Vivere per qualcuno non per qualcosa

EDITORIALE
Occorre fare un passo avanti. Tutti. Per questo ci piace pensare al Natale felice di chi farà qualcosa per qualcun altro

 

L’Italia vota una controversa riforma costituzionale che, indipendentemente dal risultato favorevole o contrario, può lasciare il Paese lacerato e diviso. Un esito di cui non si sente il bisogno. C’è altro che preoccupa. A cominciare dalla crisi economica, che non intende andarsene e costringe di nuovo molte famiglie a un Natale di incertezza e paura. E poi le difficoltà dell’Europa che sembra voler abbandonare al loro destino migliaia di migranti che affrontano le acque ora gelide del Mediterraneo. I ragazzi africani e asiatici nelle nostre città e nei nostri paesi, però, passeranno il Natale da soli in un ostello, in una caserma in disuso o in un ex seminario. Non saranno invitati nelle famiglie. Pochi di noi andranno a Messa, mentre un numero un po’ più ampio stapperà uno spumante tra le quattro mura domestiche, che però sentiamo sempre meno sicure. Ai più avvertiti darà forse un po’ di coraggio il pensiero che il portoghese Antonio Guterres, già Alto Commissario per i Rifugiati, si insedia il primo gennaio al vertice delle Nazioni Unite. Avrà qualche idea in più per la soluzione dei conflitti e dei problemi che tanto ci angustiano?

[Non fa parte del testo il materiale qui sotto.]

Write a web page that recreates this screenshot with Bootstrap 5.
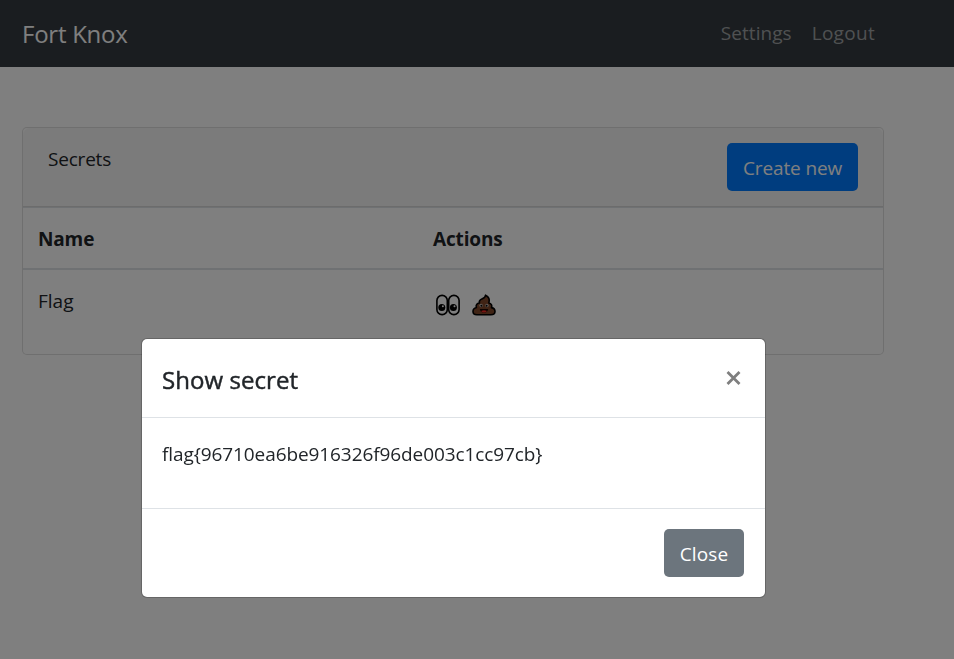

Occorre fare un passo avanti. Tutti. Esso consiste nel pensare che si vive per qualcuno e non per qualcosa. La crisi infatti è anche spirituale. Si alimenta e nello stesso tempo si manifesta nell’affermazione ossessiva dei diritti e nella messa tra parentesi dei doveri reciproci, nell’individualismo, nel calo di vita associativa e di partecipazione, nella rinuncia a sentirsi una comunità anzitutto familiare e poi parrocchiale, cittadina, nazionale, europea, mondiale… L’isolamento, però, incattivisce e conduce a vedere i problemi e i difetti, pur reali, impedendo lo sbocciare dell’ottimismo e la ricerca di soluzioni.

Ci piace, quindi, pensare al Natale felice di chi farà qualcosa per qualcun altro: un’adozione a distanza, un invito a pranzo a un giovane immigrato o a un senzatetto, un pacco dono a una famiglia di disoccupati, un po’ di compagnia a un malato in casa o in ospedale… Saremo col pensiero e con la preghiera, a Natale, sulle navi che salvano i migranti nel Mediterraneo, con medici, paramedici e militari che allungano la mano verso i gommoni e a volte traggono a bordo corpi senza vita. Saremo nella devastazione di Aleppo e Mosul, dei conflitti disumani e senza regole del Medio Oriente, le cui cronache ingenerano un dubbio più che fondato sulla possibilità di attribuire a certi combattenti una carta d’identità che ne certifichi l’appartenenza al genere umano. Possiamo almeno indignarci in silenzio?

Viviamo il Natale anche coi missionari, a cui questa rivista ci tiene legati, la loro gente e le loro lotte. Da loro e dal Centro missionario Pime di Milano a tutti voi i migliori auguri di pace e serenità! Buon Natale!